— begin Given records —

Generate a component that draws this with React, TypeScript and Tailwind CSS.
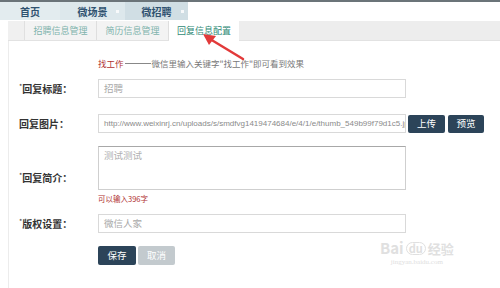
const FONT = { fontFamily: '"Noto Sans CJK SC", "Liberation Sans", sans-serif' };

function TopNav() {
  return (
    <div className="flex h-[18px] text-[10px] font-bold text-[#2f5270]">
      <div className="flex w-[60px] items-center justify-center bg-[#e3ecef]">首页</div>
      <div className="relative flex w-[65px] items-center justify-center bg-[#dde8ec]">
        微场景
        <span className="absolute right-[6px] top-[8px] h-[3px] w-[3px] bg-white/80" />
      </div>
      <div className="relative flex w-[63px] items-center justify-center bg-[#d0dee4]">
        微招聘
        <span className="absolute right-[4px] top-[8px] h-[3px] w-[3px] bg-white/80" />
      </div>
    </div>
  );
}

function SubTabs() {
  const tabs = ["招聘信息管理", "简历信息管理"];
  return (
    <div className="ml-[8px] flex h-[20px] border-b border-[#e2e2e2] bg-[#ededed] text-[9px]">
      <div className="w-[17px] border-r border-[#e0e0e0] bg-[#f0f0f0]" />
      {tabs.map((t) => (
        <div
          key={t}
          className="flex w-[72px] items-center justify-center border-r border-[#dedede] bg-[#f3f3f3] text-[#7fb3ad]"
        >
          {t}
        </div>
      ))}
      <div className="-mb-px flex w-[70px] items-center justify-center bg-white text-[#2f8a76]">
        回复信息配置
      </div>
    </div>
  );
}

function Label({ text, star = true, className = "" }: { text: string; star?: boolean; className?: string }) {
  return (
    <div className={`w-[89px] shrink-0 pl-[10px] text-[10px] font-bold text-[#333] ${className}`}>
      {star && <span className="align-top text-[7px] font-normal">*</span>}
      {text}
    </div>
  );
}

function Input({ value, url = false }: { value: string; url?: boolean }) {
  return (
    <div
      className={`flex h-[19px] w-[308px] shrink-0 items-center overflow-hidden whitespace-nowrap border border-[#d9d9d9] bg-white px-[5px] ${
        url ? "text-[8px] text-[#8a8a8a]" : "text-[9.5px] text-[#a9a9a9]"
      }`}
      style={url ? { fontFamily: '"Liberation Sans", sans-serif' } : undefined}
    >
      {value}
    </div>
  );
}

export default function App() {
  return (
    <div className="relative h-[288px] w-[500px] overflow-hidden bg-white" style={FONT}>
      <div className="h-[2px] bg-[#6b7479]" />
      <TopNav />
      <div className="h-[1px]" />
      <SubTabs />

      <div className="ml-[8px] h-[249px] border-l border-[#ececec]">
        {/* hint */}
        <div className="box-content flex h-[12px] items-center pl-[89px] pt-[16px] text-[8.5px]">
          <span className="text-[#b03030]">找工作</span>
          <span className="mx-[1px] h-px w-[26px] bg-[#888]" />
          <span className="text-[#777]">微信里输入关键字"找工作"即可看到效果</span>
        </div>

        <div className="mt-[10px] flex items-center">
          <Label text="回复标题：" />
          <Input value="招聘" />
        </div>

        <div className="mt-[16px] flex items-center">
          <Label text="回复图片：" star={false} />
          <Input value="http://www.weixinrj.cn/uploads/s/smdfvg1419474684/e/4/1/e/thumb_549b99f79d1c5.jpg" url />
          <button className="ml-[2px] h-[18px] w-[37px] shrink-0 rounded-[2px] bg-[#2c4459] text-[9.5px] text-white">上传</button>
          <button className="ml-[3px] h-[18px] w-[36px] shrink-0 rounded-[2px] bg-[#2c4459] text-[9.5px] text-white">预览</button>
        </div>

        <div className="mt-[13px] flex">
          <Label text="回复简介：" className="pt-[24px]" />
          <div className="h-[44px] w-[308px] border border-[#cfcfcf] border-t-[#a8a8a8] px-[5px] pt-[1px] text-[9.5px] text-[#b0b0b0]">
            测试测试
          </div>
        </div>

        <div className="mt-[3px] h-[12px] pl-[89px] text-[7.5px] leading-[12px] text-[#b03030]">可以输入396字</div>

        <div className="mt-[9px] flex items-center">
          <Label text="版权设置：" />
          <Input value="微信人家" />
        </div>

        <div className="mt-[13px] flex pl-[89px]">
          <button className="h-[19px] w-[38px] rounded-[2px] bg-[#2c4459] text-[9.5px] text-white">保存</button>
          <button className="ml-[2px] h-[19px] w-[37px] rounded-[2px] bg-[#c3cace] text-[9.5px] text-white">取消</button>
        </div>
      </div>

      {/* red arrow */}
      <svg className="absolute left-[198px] top-[30px]" width="50" height="34" viewBox="0 0 50 34">
        <line x1="45" y1="29" x2="12" y2="9" stroke="#e23a3a" strokeWidth="2.5" strokeLinecap="round" />
        <polygon points="5,4 18,6 11,15" fill="#e23a3a" />
      </svg>

      {/* baidu watermark */}
      <div className="absolute left-[380px] top-[240px] flex flex-col items-center text-[#e0e0e0]">
        <div className="flex items-end gap-[2px] text-[15px] font-bold leading-none">
          <span>Bai</span>
          <span className="rounded-full border border-[#e0e0e0] px-[2px] text-[11px]">du</span>
          <span className="text-[13px]">经验</span>
        </div>
        <div className="mt-[2px] text-[7px]" style={{ fontFamily: '"Liberation Serif", serif' }}>jingyan.baidu.com</div>
      </div>
    </div>
  );
}
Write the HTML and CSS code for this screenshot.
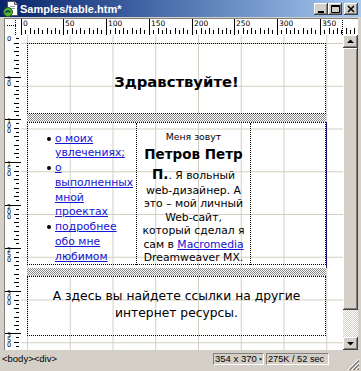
FILE: index.html
```html
<!DOCTYPE html>
<html lang="ru">
<head>
<meta charset="utf-8">
<title>Samples/table.htm*</title>
<link rel="stylesheet" href="styles.css">
</head>
<body>
<div class="window">
  <div class="titlebar">
    <svg class="doc-icon" viewBox="0 0 16 16" width="16" height="16">
      <path d="M5.5 .5h7l3 3v11h-10z" fill="#fff" stroke="#555"/>
      <path d="M12.5 .5v3h3" fill="#ddd" stroke="#555"/>
      <path d="M8 5.5h5M8 7.5h5" stroke="#999"/>
      <circle cx="6" cy="11" r="4.5" fill="#52b531" stroke="#1d5e12"/>
      <path d="M3.6 11.8c1.2-2.4 3.4-2.4 4.6-.4" stroke="#0d2a5a" fill="none" stroke-width="1.4"/>
    </svg>
    <span class="title">Samples/table.htm*</span>
    <div class="caption-buttons">
      <span class="cbtn"><svg viewBox="0 0 14 12" width="14" height="12"><path d="M4 8h6v2H4z" fill="#000"/></svg></span>
      <span class="cbtn"><svg viewBox="0 0 14 12" width="14" height="12"><path d="M3.5 2.5h8v7h-8z" fill="none" stroke="#000"/><path d="M3 3h9v1H3z" fill="#000"/></svg></span>
      <span class="cbtn cbtn-close"><svg viewBox="0 0 14 12" width="14" height="12"><path d="M4 3l6 6M10 3l-6 6" stroke="#000" stroke-width="1.5"/></svg></span>
    </div>
  </div>

  <div class="workspace">
    <div class="frame-left"></div>
    <div class="ruler-corner">
      <svg width="16" height="16" viewBox="0 0 16 16" shape-rendering="crispEdges">
        <path d="M10.5 1v15M2 6.5h9" stroke="#000" stroke-dasharray="1 1"/>
      </svg>
    </div>
    <div class="hruler">
      <svg width="337" height="16" viewBox="0 0 337 16" shape-rendering="crispEdges">
        <path stroke="#000" d="M0.5 0v16M42.5 0v16M85.5 0v16M128.5 0v16M171.5 0v16M213.5 0v16M256.5 0v16M299.5 0v16"/>
        <path stroke="#000" d="M4.5 11v4M13.5 11v4M21.5 11v4M30.5 11v4M38.5 11v4M46.5 11v4M55.5 11v4M63.5 11v4M72.5 11v4M80.5 11v4M89.5 11v4M98.5 11v4M106.5 11v4M115.5 11v4M123.5 11v4M132.5 11v4M141.5 11v4M149.5 11v4M158.5 11v4M166.5 11v4M175.5 11v4M184.5 11v4M192.5 11v4M201.5 11v4M209.5 11v4M217.5 11v4M226.5 11v4M234.5 11v4M243.5 11v4M251.5 11v4M260.5 11v4M269.5 11v4M277.5 11v4M286.5 11v4M294.5 11v4M303.5 11v4M312.5 11v4M320.5 11v4M329.5 11v4"/>
        <path stroke="#000" d="M9.5 9v6M17.5 9v6M26.5 9v6M34.5 9v6M51.5 9v6M59.5 9v6M68.5 9v6M76.5 9v6M94.5 9v6M102.5 9v6M111.5 9v6M119.5 9v6M137.5 9v6M145.5 9v6M154.5 9v6M162.5 9v6M180.5 9v6M188.5 9v6M197.5 9v6M205.5 9v6M222.5 9v6M230.5 9v6M239.5 9v6M247.5 9v6M265.5 9v6M273.5 9v6M282.5 9v6M290.5 9v6M308.5 9v6M316.5 9v6M325.5 9v6M333.5 9v6"/>
        <path stroke="#000" stroke-dasharray="1 1" d="M321.5 1v15"/>
        <g class="rlabel" font-size="7.5">
          <text x="2" y="7">0</text>
          <text x="44" y="7">50</text>
          <text x="87" y="7">100</text>
          <text x="130" y="7">150</text>
          <text x="173" y="7">200</text>
          <text x="215" y="7">250</text>
          <text x="258" y="7">300</text>
          <text x="301" y="7">350</text>
        </g>
      </svg>
    </div>
    <div class="frame-right"></div>

    <div class="vruler">
      <svg class="vruler-ticks" width="16" height="315" viewBox="0 0 16 315" shape-rendering="crispEdges">
        <path stroke="#000" d="M0 42.5h16M0 84.5h16M0 127.5h16M0 170.5h16M0 213.5h16M0 256.5h16M0 298.5h16"/>
        <path stroke="#000" d="M11 3.5h3M11 12.5h3M11 20.5h3M11 29.5h3M11 37.5h3M11 46.5h3M11 55.5h3M11 63.5h3M11 72.5h3M11 80.5h3M11 88.5h3M11 97.5h3M11 105.5h3M11 114.5h3M11 122.5h3M11 131.5h3M11 140.5h3M11 148.5h3M11 157.5h3M11 165.5h3M11 174.5h3M11 183.5h3M11 191.5h3M11 200.5h3M11 208.5h3M11 217.5h3M11 226.5h3M11 234.5h3M11 243.5h3M11 251.5h3M11 260.5h3M11 269.5h3M11 277.5h3M11 286.5h3M11 294.5h3M11 302.5h3M11 311.5h3"/>
        <path stroke="#000" d="M9 8.5h5M9 16.5h5M9 25.5h5M9 33.5h5M9 51.5h5M9 59.5h5M9 68.5h5M9 76.5h5M9 93.5h5M9 101.5h5M9 110.5h5M9 118.5h5M9 136.5h5M9 144.5h5M9 153.5h5M9 161.5h5M9 179.5h5M9 187.5h5M9 196.5h5M9 204.5h5M9 222.5h5M9 230.5h5M9 239.5h5M9 247.5h5M9 265.5h5M9 273.5h5M9 282.5h5M9 290.5h5M9 307.5h5"/>
      </svg>
      <div class="vruler-labels">
        <span class="vlabel">0</span>
        <span class="vlabel">50</span>
        <span class="vlabel">100</span>
        <span class="vlabel">150</span>
        <span class="vlabel">200</span>
        <span class="vlabel">250</span>
        <span class="vlabel">300</span>
        <span class="vlabel">350</span>
      </div>
    </div>

    <div class="canvas">
      <div class="page">
        <div class="box header">
          <h1>Здравствуйте!</h1>
        </div>
        <div class="hatch"></div>
        <div class="table-wrap">
          <div class="layout-table">
            <div class="cell cell-menu">
              <ul class="menu">
                <li><a href="#">о моих увлечениях;</a></li>
                <li><a href="#">о выполненных мной проектах</a></li>
                <li><a href="#">подробнее обо мне любимом</a></li>
              </ul>
            </div>
            <div class="cell cell-about">
              <p><span class="small">Меня зовут</span><br><b class="name">Петров Петр<br>П.</b>. Я вольный<br>web-дизайнер. А<br>это – мой личный<br>Web-сайт,<br>который сделал я<br>сам в <a href="#">Macromedia</a><br>Dreamweaver MX.</p>
            </div>
            <div class="cell cell-empty"></div>
          </div>
        </div>
        <div class="hatch"></div>
        <div class="box footer">
          <p>А здесь вы найдете ссылки на другие интернет ресурсы.</p>
        </div>
      </div>
    </div>

    <div class="scrollbar">
      <div class="sb-btn"><svg viewBox="0 0 15 13" width="15" height="13"><path d="M4 8h7L7.5 4.5z" fill="#000"/></svg></div>
      <div class="sb-thumb"></div>
      <div class="sb-track"></div>
      <div class="sb-btn"><svg viewBox="0 0 15 13" width="15" height="13"><path d="M4 5h7L7.5 8.5z" fill="#000"/></svg></div>
    </div>
  </div>

  <div class="statusbar">
    <span class="tag">&lt;body&gt;&lt;div&gt;</span>
    <span class="sbox sbox-size">354 x 370 <svg viewBox="0 0 5 3" width="5" height="3"><path d="M0 0h5L2.5 3z" fill="#000"/></svg></span>
    <span class="sbox sbox-weight">275K / 52 sec</span>
    <svg class="grip" viewBox="0 0 13 13" width="13" height="13">
      <path d="M12 1L1 12M12 5L5 12M12 9L9 12" stroke="#fff"/>
      <path d="M12 2L2 12M12 3L3 12M12 6L6 12M12 7L7 12M12 10L10 12M12 11L11 12" stroke="#808080"/>
    </svg>
  </div>
</div>
</body>
</html>
```

FILE: styles.css
```css
* { box-sizing: border-box; }

html, body {
  margin: 0;
  padding: 0;
}

body {
  width: 361px;
  height: 371px;
  overflow: hidden;
  background: #d4d0c8;
  font-family: "Liberation Sans", Arial, sans-serif;
}

.window {
  width: 361px;
  height: 371px;
  display: flex;
  flex-direction: column;
  background: #d4d0c8;
}

/* ---------- title bar ---------- */
.titlebar {
  height: 17px;
  margin-bottom: 1px;
  display: flex;
  align-items: center;
  padding: 0 3px 0 2px;
  background: linear-gradient(to right, #0a246a 0%, #3a5c9e 35%, #a6caf0 100%);
}

.doc-icon {
  flex: none;
  display: block;
}

.title {
  margin-left: 2px;
  color: #fff;
  font-weight: bold;
  font-size: 11px;
  white-space: nowrap;
}

.caption-buttons {
  margin-left: auto;
  display: flex;
}

.cbtn {
  width: 14px;
  height: 12px;
  display: block;
  background: #d4d0c8;
  box-shadow: inset -1px -1px #404040, inset 1px 1px #fff, inset -2px -2px #808080;
}

.cbtn svg { display: block; }

.cbtn-close { margin-left: 2px; }

/* ---------- workspace ---------- */
.workspace {
  display: grid;
  grid-template-columns: 4px 17px 322px 15px 3px;
  grid-template-rows: 17px 315px;
}

.frame-left { grid-column: 1; grid-row: 1 / 3; }
.frame-right { grid-column: 5; grid-row: 1 / 3; }

.ruler-corner {
  grid-column: 2;
  grid-row: 1;
  background: #fff;
  border-top: 1px solid #808080;
  border-left: 1px solid #808080;
}

.hruler {
  grid-column: 3 / 5;
  grid-row: 1;
  background: #fff;
  border-top: 1px solid #808080;
  overflow: hidden;
}

.vruler {
  grid-column: 2;
  grid-row: 2;
  display: grid;
  background: #fff;
  border-left: 1px solid #808080;
  overflow: hidden;
}

.vruler > * { grid-area: 1 / 1; }

.ruler-corner svg, .hruler svg, .vruler svg { display: block; }

.rlabel {
  font-family: "DejaVu Sans", sans-serif;
  fill: #000;
}

.vruler-labels {
  display: flex;
  flex-direction: column;
  padding: 0 0 0 2px;
}

.vlabel {
  flex: none;
  width: 4.6px;
  height: 43px;
  font-family: "DejaVu Sans", sans-serif;
  font-size: 6.5px;
  line-height: 5px;
  word-break: break-all;
  color: #000;
}

.vlabel:nth-child(2),
.vlabel:nth-child(7) { height: 42px; }

.vlabel:first-child {
  height: 42px;
  padding-top: 1.5px;
}

/* ---------- design canvas ---------- */
.canvas {
  grid-column: 3;
  grid-row: 2;
  overflow: hidden;
  background-color: #fff;
  background-image:
    linear-gradient(to right, #d3cfc2 1px, transparent 1px),
    linear-gradient(to bottom, #d3cfc2 1px, transparent 1px);
  background-size: 42.75px 42.75px;
  background-position: 6px 8px;
  font-family: "DejaVu Sans", Verdana, sans-serif;
  color: #000;
}

.page {
  padding: 8px 0 0 6px;
  display: flex;
  flex-direction: column;
  align-items: flex-start;
}

.box {
  width: 299px;
  border: 1px dotted #000;
}

.header {
  height: 71px;
  padding-top: 5px;
  display: flex;
  align-items: center;
  justify-content: center;
}

.header h1 {
  margin: 0;
  font-size: 14.8px;
  font-weight: bold;
  line-height: 17px;
}

.hatch {
  width: 299px;
  height: 8px;
  background: repeating-conic-gradient(#8a8a8a 0 25%, #fff 0 50%) 0 0 / 2px 2px;
}

.table-wrap {
  width: 300px;
  height: 146px;
  border-right: 1px solid #1c1c78;
}

.layout-table {
  width: 299px;
  height: 143px;
  display: grid;
  grid-template-columns: 109px 114px 1fr;
  border: 1px dotted #000;
}

.cell { border-right: 1px dotted #000; }
.cell-empty { border-right: 0; }

.cell-menu { padding: 8.5px 0 0 19px; }

.menu {
  margin: 0;
  padding: 0;
  list-style: none;
  font-size: 10.8px;
  line-height: 14.75px;
}

.menu li {
  display: grid;
  grid-template-columns: 8px 1fr;
}

.menu li::before {
  content: "";
  width: 4px;
  height: 4px;
  margin-top: 5px;
  border-radius: 50%;
  background: #000;
}

a {
  color: #1414d4;
  text-decoration: underline;
}

.cell-about {
  padding: 7px 0 0;
  text-align: center;
}

.cell-about p {
  margin: 0;
  font-size: 10.8px;
  line-height: 13.5px;
  white-space: nowrap;
}

.small { font-size: 9.3px; }

.name {
  font-size: 13.5px;
  line-height: 20px;
}

.footer {
  height: 60px;
  padding: 11px 8px 0;
  text-align: center;
}

.footer p {
  margin: 0;
  font-size: 12.3px;
  line-height: 17px;
}

/* ---------- scrollbar ---------- */
.scrollbar {
  grid-column: 4;
  grid-row: 2;
  display: flex;
  flex-direction: column;
}

.sb-btn, .sb-thumb {
  background: #d4d0c8;
  box-shadow: inset -1px -1px #404040, inset 1px 1px #fff, inset -2px -2px #808080;
}

.sb-btn { height: 13px; flex: none; }
.sb-btn svg { display: block; }

.sb-thumb { height: 262px; flex: none; }

.sb-track {
  flex: 1;
  background: repeating-conic-gradient(#fff 0 25%, #d4d0c8 0 50%) 0 0 / 2px 2px;
}

/* ---------- status bar ---------- */
.statusbar {
  height: 21px;
  display: flex;
  align-items: flex-start;
  padding: 3px 0 0 2px;
  font-size: 9.5px;
  color: #000;
}

.tag {
  line-height: 12px;
}

.sbox {
  height: 12px;
  display: flex;
  align-items: center;
  border: 1px solid;
  border-color: #808080 #fff #fff #808080;
  line-height: 10px;
  padding: 0 1px;
  white-space: nowrap;
  overflow: hidden;
}

.sbox-size {
  margin-left: auto;
  width: 51px;
  gap: 2px;
}

.sbox-weight {
  margin-left: 2px;
  width: 63px;
  font-size: 9.2px;
}

.grip {
  margin: 5px 1px 0 18px;
  display: block;
  flex: none;
}
```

— end Given records —

| Exercise objective |
Pull every line containing "this" out of the records.

| Answer to the task |
Generate a component that draws this with React, TypeScript and Tailwind CSS.
Write the HTML and CSS code for this screenshot.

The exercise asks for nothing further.